A star known as KIC 8462852, according to Wikipedia, is:
between the constellations Cygnus and Lyra, approximately 454 parsecs (~1481 light years) from Earth. In September 2015, several astronomers published a paper analyzing the peculiar light output of the star. Measuring light fluctuations is a common way of detecting planets orbiting distant stars. However, this star had several extraordinarily peculiar results. Its light output was found to be consistent with a large mass (or many small masses together) orbiting the star in “tight formation”, which lead to a series of peculiar hypotheses.
Peculiar hypotheses? Yes. Wikipedia says:
Researchers think the most likely explanation for the star’s odd reduction in light is due to a large dust cloud of broken up comets orbiting the star elliptically. … Other explanations for the star’s dip in luminosity as measured by the Kepler space telescope could be due to the star recently capturing an asteroid field, or from a temporary debris field caused by a massive planetary impact.
Then it gets interesting:
Other speculations have been proposed. Some astronomers think these observations are consistent with mega structures made by alien civilizations, such as Dyson spheres. SETI astronomers plan to examine the star’s radio frequencies to look for potential signs of unnatural activity indicative of intelligent extraterrestrial life. [Bold font added by us.]
The press has become interested. London’s Daily Mail has this headline: Have researchers discovered an alien MEGASTRUCTURE? ‘Bizarre’ star could be surrounded by a Dyson sphere built by extraterrestrials, researchers claim. It’s fun to read, but we’ll leave that to you.
Things like this provoke the Discovery Institute to demonstrate their awesome analytical powers. Look what just showed up at their creationist blog: Seeking Alien “Megastructures” Around a Puzzling Star, Astronomers Debate Intelligent Design.
Astronomers are debating intelligent design? Who, you’re wondering, wrote this Discoveroid post? They assigned the task to one of their best minds — David Klinghoffer, a Discoveroid “senior fellow” (i.e., flaming, full-blown creationist), who eagerly functions as their journalistic slasher and poo flinger. He says, with bold font added by us for emphasis:
A fascinating article for The Atlantic describes a disagreement among astronomers over intelligent design.

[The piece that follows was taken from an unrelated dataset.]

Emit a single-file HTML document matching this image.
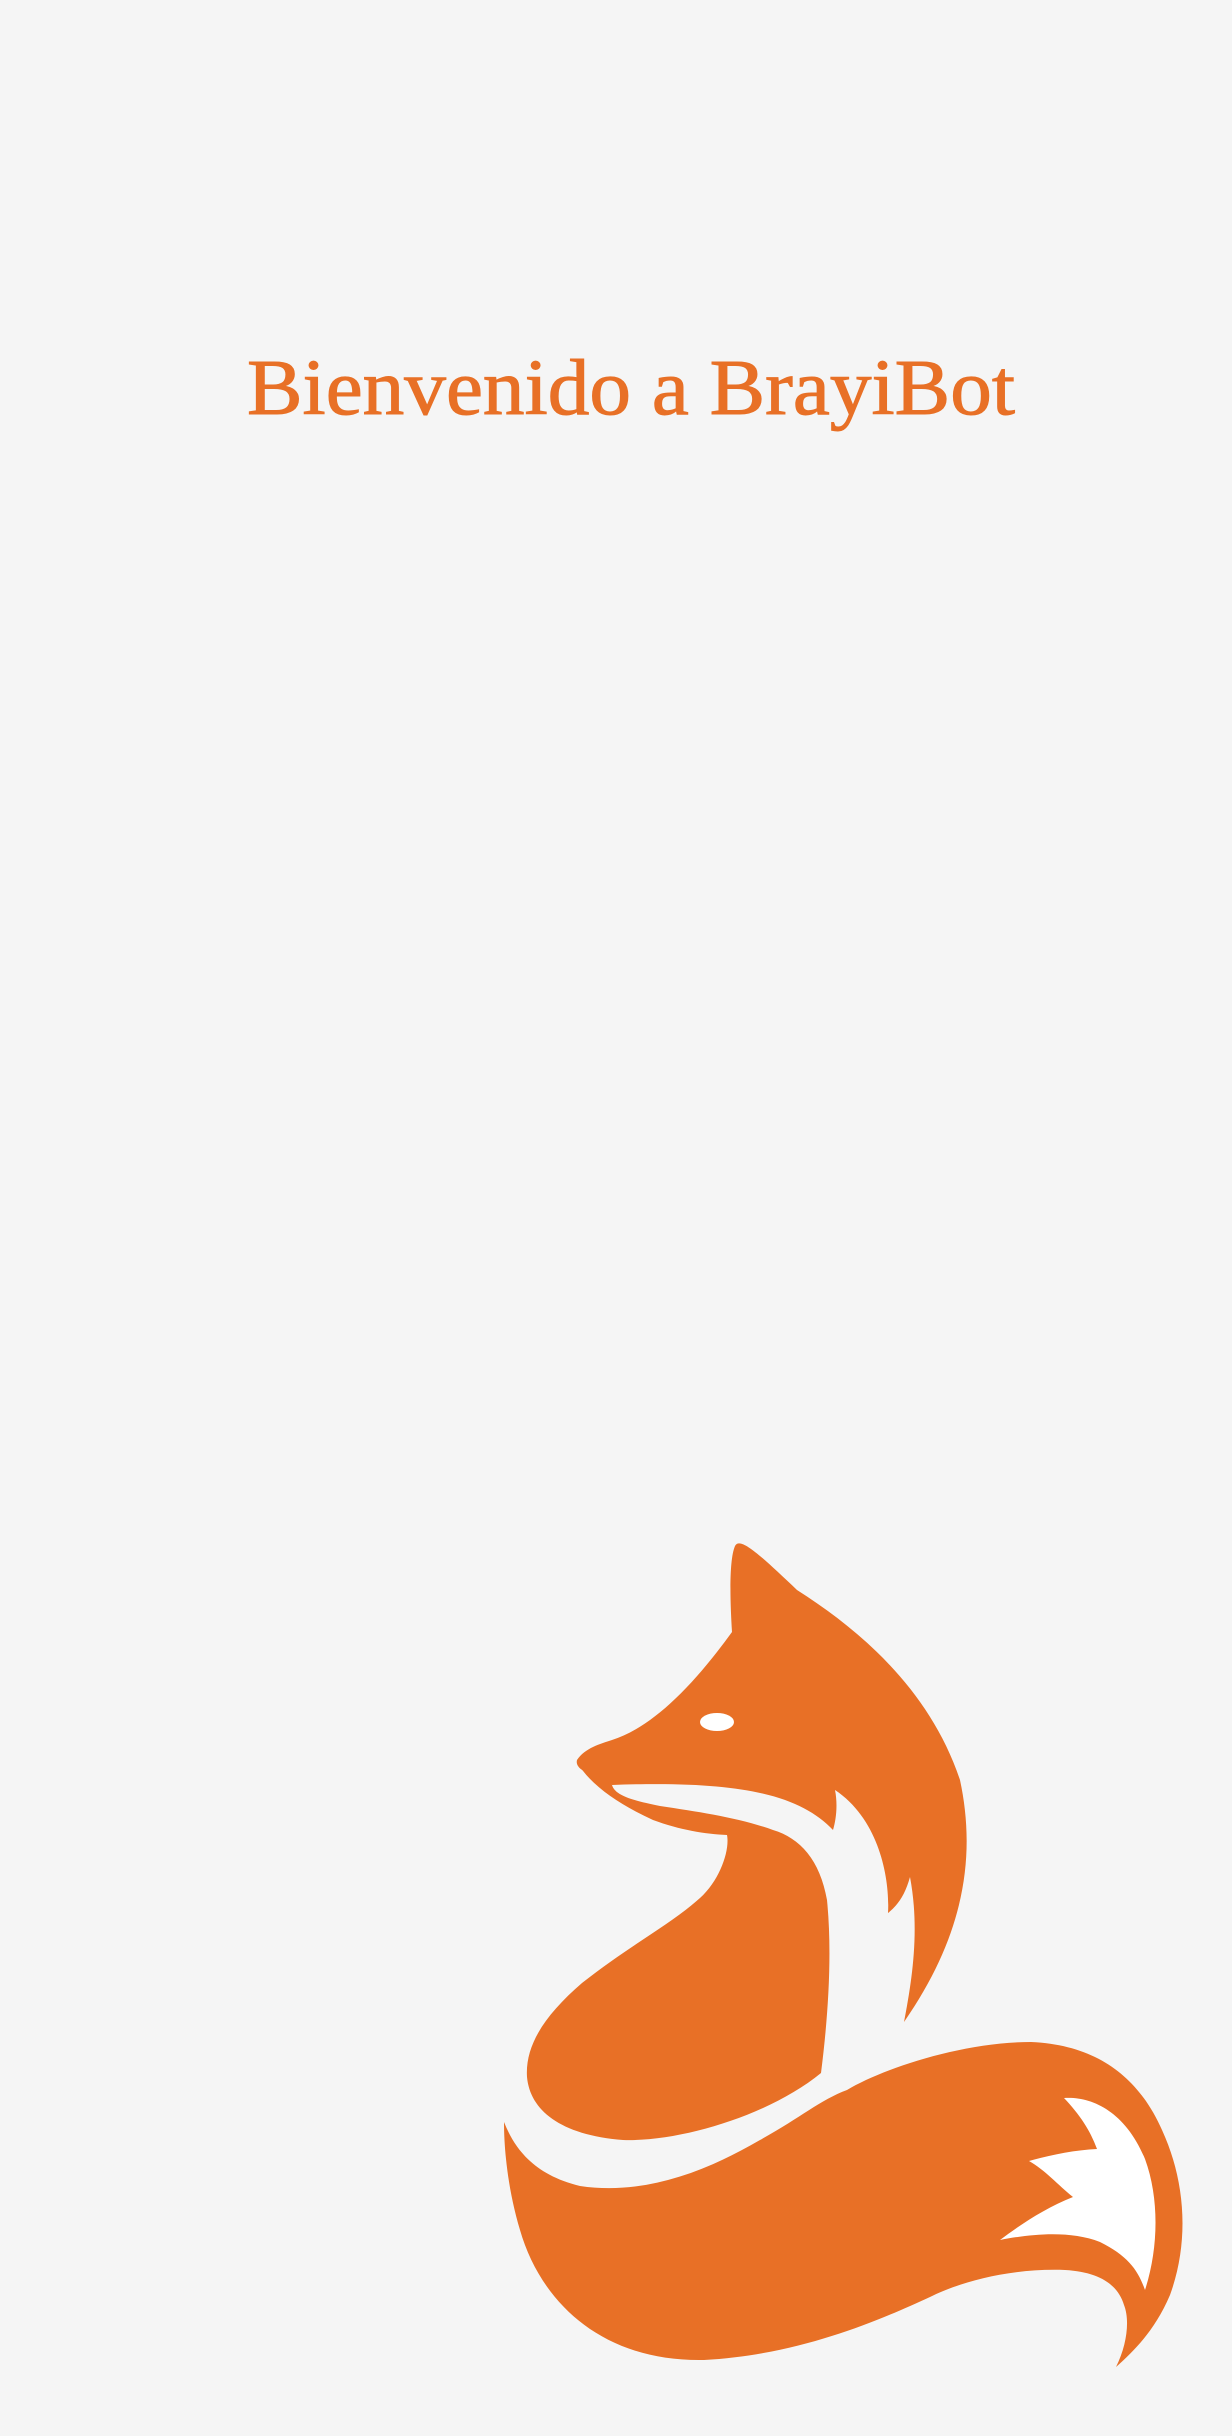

The Atlantic? Yes, that’s Klinghoffer’s source. Here’s their article: The Most Mysterious Star in Our Galaxy. Is it really about intelligent design? No, not really. Klinghoffer admits:
Though the phrase isn’t used, it’s clearly about design detection and when such a determination is legitimately triggered.
It’s amazing that the Discoveroids can not only detect intelligent design when no one else does, they can also detect when their “theory” is being used, even though the people alleged to be using it are unaware that they are doing so. Klinghoffer quotes from the article and then explains it to his readers:
The problem is simple. A young star could have such a “mess” of matter circling it but a middle-ages star would not — the mess would have since been hoovered up. KIC 8462852 is not young but middle-aged, so what is that stuff? One group of scientists, led by Yale postdoc Tabetha Boyajian, sorted through a variety of natural explanations — “blind nature” — all unsatisfactory, until they settled on one they could accept:
What explanation did they settle on? Klinghoffer gives us this quote from the article:
If another star had passed through the unusual star’s system, it could have yanked a sea of comets inward. Provided there were enough of them, the comets could have made the dimming pattern.

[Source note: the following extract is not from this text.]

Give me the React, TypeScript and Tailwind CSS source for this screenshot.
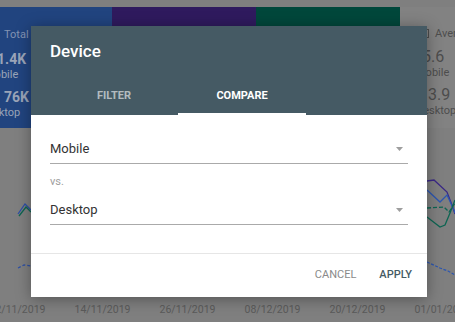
import React from 'react';

const dates = ['12/11/2019', '14/11/2019', '26/11/2019', '08/12/2019', '20/12/2019', '01/01/2020'];

const Caret = () => (
    <svg width="7" height="4" viewBox="0 0 7 4" className="mr-[5px]">
        <path d="M0 0 L7 0 L3.5 4 Z" fill="#9e9e9e" />
    </svg>
);

const SelectField = ({ value }: { value: string }) => (
    <div className="flex items-center justify-between border-b border-[#aaaaaa] pb-[6px]">
        <span className="text-[13px] leading-[16px] text-[#333333]">{value}</span>
        <Caret />
    </div>
);

const App = () => {
    return (
        <div className="relative w-[455px] h-[322px] overflow-hidden bg-[#7f7f7f] font-['Roboto',sans-serif]">
            {/* scorecards behind the dialog */}
            <div className="flex pt-[7px] h-[128px]">
                <div className="w-[112px] shrink-0 bg-[#21447f] text-[#9aa4b8] overflow-hidden">
                    <div className="mt-[21px] ml-[4px] text-[11px] leading-[13px] text-[#8393b3] whitespace-nowrap">Total clicks</div>
                    <div className="mt-[9px] ml-[-11px] text-[14px] leading-[18px] font-bold">11.4K</div>
                    <div className="ml-[-15px] text-[11px] leading-[14px]">Mobile</div>
                    <div className="mt-[6px] ml-[4px] text-[14px] leading-[18px] font-bold">76K</div>
                    <div className="ml-[-20px] text-[11px] leading-[14px]">Desktop</div>
                </div>
                <div className="w-[144px] shrink-0 bg-[#2f1a5e]" />
                <div className="w-[144px] shrink-0 bg-[#00473b]" />
                <div className="flex-1 min-w-0 overflow-hidden bg-[#828282] text-[#4d4d4d]">
                    <div className="mt-[20px] ml-[19px] flex items-center gap-[6px] text-[11px] leading-[13px]">
                        <span className="w-[10px] h-[9px] border border-[#4d4d4d] shrink-0" />
                        <span className="whitespace-nowrap">Average position</span>
                    </div>
                    <div className="mt-[7px] ml-[22px] text-[16px] leading-[19px]">5.6</div>
                    <div className="ml-[16px] text-[11px] leading-[14px]">Mobile</div>
                    <div className="mt-[5px] ml-[19px] text-[16px] leading-[19px]">13.9</div>
                    <div className="ml-[16px] text-[11px] leading-[14px]">Desktop</div>
                </div>
            </div>

            {/* chart behind the dialog */}
            <svg width="455" height="170" viewBox="0 128 455 170" className="block">
                <g fill="none" strokeWidth="1.3">
                    <path d="M18 214 L25 204 L31 210" stroke="#2c4fa6" />
                    <path d="M19 216 L26 207 L31 212" stroke="#0d6552" />
                    <path d="M18 268 L24 265 L31 266" stroke="#2c4fa6" strokeDasharray="3 2" />
                    <path d="M427 181 L434 180 L447 192 L452 205 L455 214" stroke="#3a2886" />
                    <path d="M427 190 L440 202 L447 195 L454 210 L455 213" stroke="#2c56b0" />
                    <path d="M427 208 L444 207 L449 212 L455 203" stroke="#0d6552" strokeDasharray="4 2" />
                    <path d="M427 217 L440 227 L445 225 L450 213 L455 200" stroke="#0d6552" />
                    <path d="M427 262 L440 268 L448 271 L455 275" stroke="#2c56b0" strokeDasharray="3 1.5" />
                </g>
            </svg>
            <div className="flex ml-[-25px] mt-[5px]">
                {dates.map((d) => (
                    <div key={d} className="w-[85px] shrink-0 text-center text-[10.5px] leading-[13px] text-[#5a5a5a]">
                        {d}
                    </div>
                ))}
            </div>

            {/* dialog */}
            <div className="absolute left-[31px] top-[26px] w-[396px] h-[271px] bg-white flex flex-col shadow-[0_2px_14px_rgba(0,0,0,0.35)]">
                <div className="bg-[#455a64] h-[89px] px-[19px] flex flex-col">
                    <div className="pt-[15px] text-[17px] leading-[20px] font-medium text-white">Device</div>
                    <div className="mt-auto flex">
                        <div className="w-[128px] flex flex-col">
                            <div className="h-[34px] flex items-center justify-center text-[11px] font-bold text-white/60">FILTER</div>
                            <div className="h-[2px]" />
                        </div>
                        <div className="w-[128px] flex flex-col">
                            <div className="h-[34px] flex items-center justify-center text-[11px] font-bold text-white">COMPARE</div>
                            <div className="h-[2px] bg-white" />
                        </div>
                    </div>
                </div>
                <div className="px-[19px] pt-[26px] h-[139px] border-b border-[#e6e6e6]">
                    <SelectField value="Mobile" />
                    <div className="mt-[11px] text-[11px] leading-[13px] text-[#9e9e9e]">vs.</div>
                    <div className="mt-[14px]">
                        <SelectField value="Desktop" />
                    </div>
                </div>
                <div className="flex-1 flex items-center justify-end gap-[23px] pr-[15px]">
                    <button className="text-[11px] text-[#8a8a8a]">CANCEL</button>
                    <button className="text-[11px] font-medium text-[#455a64]">APPLY</button>
                </div>
            </div>
        </div>
    );
};

export default App;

Then he mentions one other explanation:
But astronomer Jason Wright at Penn State begs to differ. Reluctantly, he’s ready to consider the hypothesis that what they’re looking at is alien technology — orbiting “megastructures” build to capture energy from TK. … Wright considers the design inference a last resort: “the very last hypothesis you consider.” But not out of the question, and worth testing by a closer inspection.
That’s enough to get Klinghoffer’s Discoveroid juices flowing. He says:
SETI, the Search for Extraterrestrial Intelligence, has long sought such evidence of intelligent life elsewhere in the universe. Could this be it? I have no idea. The point to take away is that what these scientists are doing is practicing the science of intelligent design — the detection and identification of intelligence and its residues, sorting natural processes from purposeful ones, distinguishing “blind nature” from directed, goal-driven activity resulting in unmistakable artifacts.
The Discoveroids have previously claimed that SETI is using their “theory” of intelligent design — see Discoveroids: SETI and Intelligent Design. Now they’re doing it again. Klinghoffer concludes with this:
It’s ID. Precisely that. It’s testable. And it’s science.
So there you are. If KIC 8462852 is evidence of intelligent aliens, it supposedly validates the Discoveroids’ “theory” of intelligent design. And that means the designer — blessed be he! — made the universe, life, and you.